* Start ENTRIES *
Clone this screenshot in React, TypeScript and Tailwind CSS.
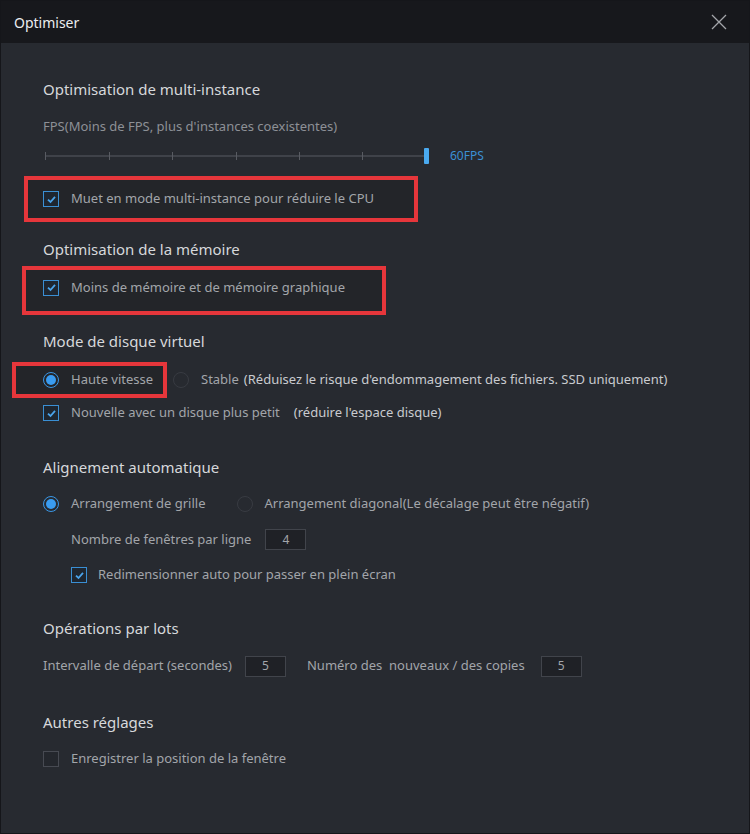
import type { ReactNode } from 'react'

const font = { fontFamily: '"Noto Sans", "Liberation Sans", sans-serif' }

function Checkbox({ checked = true }: { checked?: boolean }) {
  return (
    <span
      className={`flex h-4 w-4 shrink-0 items-center justify-center border ${
        checked ? 'border-[#3a8fd4] bg-[#1e2630]' : 'border-[#474a52] bg-[#24272d]'
      }`}
    >
      {checked && (
        <svg width="11" height="11" viewBox="0 0 11 11">
          <path d="M2 5.6 L4.5 8 L9 2.8" fill="none" stroke="#4aa3ea" strokeWidth="1.8" />
        </svg>
      )}
    </span>
  )
}

function Radio({ checked = false }: { checked?: boolean }) {
  return (
    <span
      className={`flex h-4 w-4 shrink-0 items-center justify-center rounded-full border ${
        checked ? 'border-[#3a96e4]' : 'border-[#383b42]'
      }`}
    >
      {checked && <span className="h-[10px] w-[10px] rounded-full bg-[#3a9cf0]" />}
    </span>
  )
}

function Heading({ children, className = '' }: { children: ReactNode; className?: string }) {
  return <div className={`flex h-5 items-center text-[15px] text-[#d6d8db] ${className}`}>{children}</div>
}

function NumBox({ value, className = '' }: { value: string; className?: string }) {
  return (
    <span
      className={`flex h-[21px] w-[41px] items-center justify-center border border-[#41444b] bg-[#1f2126] text-[12px] text-[#a3a6ab] ${className}`}
    >
      {value}
    </span>
  )
}

export default function App() {
  const ticks = [2, 66, 129, 193, 256, 319]

  return (
    <div className="h-[834px] w-[750px] overflow-hidden border border-[#15161a] bg-[#272a30]" style={font}>
      {/* Header */}
      <div className="flex h-[42px] items-center justify-between bg-[#17181c] pl-[13px] pr-[22px]">
        <span className="text-[14px] text-[#eceef0]">Optimiser</span>
        <svg width="16" height="16" viewBox="0 0 16 16">
          <path d="M1 1 L15 15 M15 1 L1 15" stroke="#a4a6aa" strokeWidth="1.3" />
        </svg>
      </div>

      <div className="pl-[42px] text-[13px] text-[#a2a5aa]">
        {/* Multi-instance */}
        <Heading className="mt-[36px]">Optimisation de multi-instance</Heading>
        <div className="mt-[18px] flex h-5 items-center text-[#8d9096]">
          FPS(Moins de FPS, plus d'instances coexistentes)
        </div>
        <div className="mt-[11px] flex h-4 items-center">
          <svg width="390" height="16" viewBox="0 0 390 16">
            <line x1="2" y1="8" x2="383" y2="8" stroke="#585b62" strokeWidth="1" />
            {ticks.map((t) => (
              <line key={t} x1={t + 0.5} y1="4" x2={t + 0.5} y2="12" stroke="#585b62" strokeWidth="1" />
            ))}
            <rect x="381" y="0" width="5" height="16" rx="1" fill="#4aaaf0" />
          </svg>
          <span className="ml-[17px] text-[12px] text-[#3b90d4]">60FPS</span>
        </div>
        <div className="-ml-[19px] mt-[12px] flex h-[46px] w-[394px] items-center gap-[12px] border-4 border-[#e6363b] bg-[#232529] pl-[15px]">
          <Checkbox />
          <span>Muet en mode multi-instance pour réduire le CPU</span>
        </div>

        {/* Memory */}
        <Heading className="mt-[17px]">Optimisation de la mémoire</Heading>
        <div className="-ml-[21px] mt-[7px] flex h-[49px] w-[364px] items-center gap-[12px] border-4 border-[#e6363b] bg-[#232529] pb-[6px] pl-[17px]">
          <Checkbox />
          <span>Moins de mémoire et de mémoire graphique</span>
        </div>

        {/* Virtual disk */}
        <Heading className="mt-[16px]">Mode de disque virtuel</Heading>
        <div className="mt-[11px] flex h-9 items-center">
          <div className="-ml-[31px] flex h-9 w-[155px] items-center gap-[12px] border-4 border-[#e6363b] bg-[#232529] pl-[27px]">
            <Radio checked />
            <span>Haute vitesse</span>
          </div>
          <span className="ml-[6px] mr-[12px]">
            <Radio />
          </span>
          <span>Stable</span>
          <span className="ml-[5px] text-[#c9cbcf]">(Réduisez le risque d'endommagement des fichiers. SSD uniquement)</span>
        </div>
        <div className="mt-[7px] flex h-4 items-center gap-[12px]">
          <Checkbox />
          <span>Nouvelle avec un disque plus petit</span>
          <span className="ml-[2px] text-[#c9cbcf]">(réduire l'espace disque)</span>
        </div>

        {/* Alignment */}
        <Heading className="mt-[36px]">Alignement automatique</Heading>
        <div className="mt-[19px] flex h-4 items-center">
          <Radio checked />
          <span className="ml-[12px]">Arrangement de grille</span>
          <span className="ml-[31px]">
            <Radio />
          </span>
          <span className="ml-[12px]">Arrangement diagonal(Le décalage peut être négatif)</span>
        </div>
        <div className="mt-[17px] flex h-[21px] items-center pl-[28px]">
          <span>Nombre de fenêtres par ligne</span>
          <NumBox value="4" className="ml-[14px]" />
        </div>
        <div className="mt-[17px] flex h-4 items-center gap-[11px] pl-[28px]">
          <Checkbox />
          <span>Redimensionner auto pour passer en plein écran</span>
        </div>

        {/* Batch */}
        <Heading className="mt-[35px]">Opérations par lots</Heading>
        <div className="mt-[18px] flex h-5 items-center">
          <span>Intervalle de départ (secondes)</span>
          <NumBox value="5" className="ml-[13px]" />
          <span className="ml-[21px] whitespace-pre">Numéro des  nouveaux / des copies</span>
          <NumBox value="5" className="ml-[16px]" />
        </div>

        {/* Other */}
        <Heading className="mt-[36px]">Autres réglages</Heading>
        <div className="mt-[19px] flex h-4 items-center gap-[12px]">
          <Checkbox checked={false} />
          <span>Enregistrer la position de la fenêtre</span>
        </div>
      </div>
    </div>
  )
}
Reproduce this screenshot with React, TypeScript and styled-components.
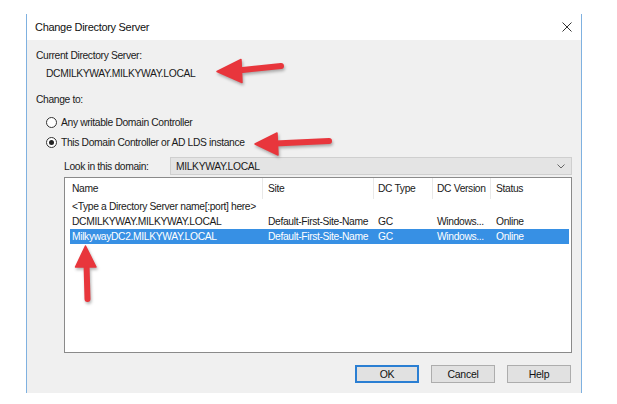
import styled, { createGlobalStyle } from 'styled-components'

const GlobalStyle = createGlobalStyle`
  body {
    margin: 0;
    background: #ffffff;
    font-family: "Liberation Sans", Arial, sans-serif;
    color: #1a1a1a;
  }
`

type Server = {
  name: string
  site: string
  type: string
  version: string
  status: string
  selected?: boolean
}

const columns = [
  { title: 'Name', width: 198, pad: 7 },
  { title: 'Site', width: 111, pad: 5 },
  { title: 'DC Type', width: 59, pad: 4 },
  { title: 'DC Version', width: 58, pad: 4 },
  { title: 'Status', width: 0, pad: 5 },
]

const servers: Server[] = [
  { name: '<Type a Directory Server name[:port] here>', site: '', type: '', version: '', status: '' },
  {
    name: 'DCMILKYWAY.MILKYWAY.LOCAL',
    site: 'Default-First-Site-Name',
    type: 'GC',
    version: 'Windows...',
    status: 'Online',
  },
  {
    name: 'MilkywayDC2.MILKYWAY.LOCAL',
    site: 'Default-First-Site-Name',
    type: 'GC',
    version: 'Windows...',
    status: 'Online',
    selected: true,
  },
]

const gridTemplate = columns.map(c => (c.width ? `${c.width}px` : '1fr')).join(' ')

const App = () => {
  return (
    <>
      <GlobalStyle />
      <Screen>
        <Dialog>
          <TitleBar>
            <Title>Change Directory Server</Title>
            <CloseIcon viewBox='0 0 10 10'>
              <path d='M0.5 0.5 L9.5 9.5 M9.5 0.5 L0.5 9.5' />
            </CloseIcon>
          </TitleBar>
          <Body>
            <Line>Current Directory Server:</Line>
            <Line $indent={10} $gap={3}>
              DCMILKYWAY.MILKYWAY.LOCAL
            </Line>
            <Line $gap={11}>Change to:</Line>
            <RadioRow $gap={8}>
              <RadioCircle />
              <span>Any writable Domain Controller</span>
            </RadioRow>
            <RadioRow $gap={5}>
              <RadioCircle $checked />
              <span>This Domain Controller or AD LDS instance</span>
            </RadioRow>
            <LookRow>
              <LookLabel>Look in this domain:</LookLabel>
              <Combo>
                <span>MILKYWAY.LOCAL</span>
                <Chevron viewBox='0 0 8 5'>
                  <path d='M0.5 0.5 L4 4 L7.5 0.5' />
                </Chevron>
              </Combo>
            </LookRow>
            <ListBox>
              <HeaderRow>
                {columns.map(c => (
                  <HeaderCell key={c.title} $pad={c.pad}>
                    {c.title}
                  </HeaderCell>
                ))}
              </HeaderRow>
              {servers.map(s => (
                <ServerRow key={s.name} $selected={s.selected}>
                  <Cell $pad={2}>{s.name}</Cell>
                  <Cell $pad={columns[1].pad}>{s.site}</Cell>
                  <Cell $pad={columns[2].pad}>{s.type}</Cell>
                  <Cell $pad={columns[3].pad}>{s.version}</Cell>
                  <Cell $pad={columns[4].pad}>{s.status}</Cell>
                </ServerRow>
              ))}
            </ListBox>
            <ButtonRow>
              <DialogButton $default>OK</DialogButton>
              <DialogButton>Cancel</DialogButton>
              <DialogButton>Help</DialogButton>
            </ButtonRow>
          </Body>
        </Dialog>
        <Arrows viewBox='0 0 617 404'>
          <g>
            <path d='M238 70.5 L281 66' />
            <polygon points='217,71.5 241,59.5 242,82.5' />
          </g>
          <g>
            <path d='M275 143.5 L329 141' />
            <polygon points='255,144 277,133 278,155' />
          </g>
          <g>
            <path d='M86.5 264 L87.5 299' />
            <polygon points='85.5,246 75.5,267 96,267' />
          </g>
        </Arrows>
      </Screen>
    </>
  )
}

export default App

const Screen = styled.div`
  position: relative;
  width: 617px;
  height: 404px;
  padding-top: 14px;
  box-sizing: border-box;
  overflow: hidden;
  font-size: 10.3px;
  letter-spacing: -0.35px;
`

const Dialog = styled.div`
  margin-left: 26px;
  width: 556px;
  height: 379px;
  box-sizing: border-box;
  border-left: 1px solid #7fb1e0;
  border-right: 1px solid #7fb1e0;
  display: flex;
  flex-direction: column;
`

const TitleBar = styled.div`
  height: 26px;
  flex-shrink: 0;
  background: #ffffff;
  display: flex;
  align-items: center;
  justify-content: space-between;
  padding: 0 9px 0 8px;
`

const Title = styled.span`
  font-size: 11px;
  letter-spacing: -0.3px;
  color: #111;
`

const CloseIcon = styled.svg`
  width: 10px;
  height: 10px;
  fill: none;
  stroke: #333;
  stroke-width: 1;
`

const Body = styled.div`
  flex: 1;
  background: #f0f0f0;
  padding: 8px 9px 0 9px;
`

const Line = styled.div<{ $indent?: number; $gap?: number }>`
  margin-left: ${p => p.$indent ?? 0}px;
  margin-top: ${p => p.$gap ?? 0}px;
  line-height: 15px;
  height: 15px;
`

const RadioRow = styled.div<{ $gap: number }>`
  display: flex;
  align-items: center;
  gap: 4px;
  height: 15px;
  margin-top: ${p => p.$gap}px;
  margin-left: 10px;
`

const RadioCircle = styled.span<{ $checked?: boolean }>`
  width: 11px;
  height: 11px;
  box-sizing: border-box;
  border: 1px solid #333;
  border-radius: 50%;
  background: #fff;
  display: flex;
  align-items: center;
  justify-content: center;

  &::after {
    content: '';
    width: 5px;
    height: 5px;
    border-radius: 50%;
    background: ${p => (p.$checked ? '#222' : 'transparent')};
  }
`

const LookRow = styled.div`
  display: flex;
  align-items: center;
  margin: 7px 0 0 28px;
  height: 18px;
`

const LookLabel = styled.span`
  width: 106px;
  flex-shrink: 0;
`

const Combo = styled.div`
  flex: 1;
  height: 18px;
  box-sizing: border-box;
  background: #e4e4e4;
  border: 1px solid #cfcfcf;
  display: flex;
  align-items: center;
  justify-content: space-between;
  padding: 0 6px 0 5px;
`

const Chevron = styled.svg`
  width: 8px;
  height: 5px;
  fill: none;
  stroke: #666;
  stroke-width: 1;
`

const ListBox = styled.div`
  margin: 2px 0 0 28px;
  height: 176px;
  box-sizing: border-box;
  background: #ffffff;
  border: 1px solid #8a8a8a;
`

const HeaderRow = styled.div`
  display: grid;
  grid-template-columns: ${gridTemplate};
  height: 21px;
`

const HeaderCell = styled.div<{ $pad: number }>`
  padding-left: ${p => p.$pad}px;
  line-height: 21px;
  border-right: 1px solid #e8e8e8;
  white-space: nowrap;

  &:last-child {
    border-right: none;
  }
`

const ServerRow = styled.div<{ $selected?: boolean }>`
  display: grid;
  grid-template-columns: ${columns[0].width - 5}px ${columns
      .slice(1)
      .map(c => (c.width ? `${c.width}px` : '1fr'))
      .join(' ')};
  margin: 0 2px 0 5px;
  height: 15px;
  line-height: 15px;
  background: ${p => (p.$selected ? '#3790e4' : 'transparent')};
  color: ${p => (p.$selected ? '#ffffff' : '#1a1a1a')};
`

const Cell = styled.div<{ $pad: number }>`
  padding-left: ${p => p.$pad}px;
  white-space: nowrap;
  overflow: visible;
`

const ButtonRow = styled.div`
  display: flex;
  justify-content: flex-end;
  gap: 12px;
  margin-top: 12px;
  padding-right: 1px;
`

const DialogButton = styled.button<{ $default?: boolean }>`
  width: 64px;
  height: 18px;
  box-sizing: border-box;
  padding: 0;
  font-family: inherit;
  font-size: 10.5px;
  letter-spacing: -0.25px;
  color: #111;
  background: #e1e1e1;
  border: ${p => (p.$default ? '2px solid #2b7fd3' : '1px solid #adadad')};
`

const Arrows = styled.svg`
  position: absolute;
  left: 0;
  top: 0;
  width: 617px;
  height: 404px;
  pointer-events: none;
  filter: drop-shadow(1px 2px 1.5px rgba(0, 0, 0, 0.3));

  path {
    fill: none;
    stroke: #e8363c;
    stroke-width: 6;
    stroke-linecap: round;
  }

  polygon {
    fill: #e8363c;
    stroke: #e8363c;
    stroke-width: 1.5;
    stroke-linejoin: round;
  }
`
* End ENTRIES *
_DESCRIPTION OF THE TASK_. Out of the material above, gather each line where "TypeScript" appears.

_COMPLETED TASK_.
Clone this screenshot in React, TypeScript and Tailwind CSS.
Reproduce this screenshot with React, TypeScript and styled-components.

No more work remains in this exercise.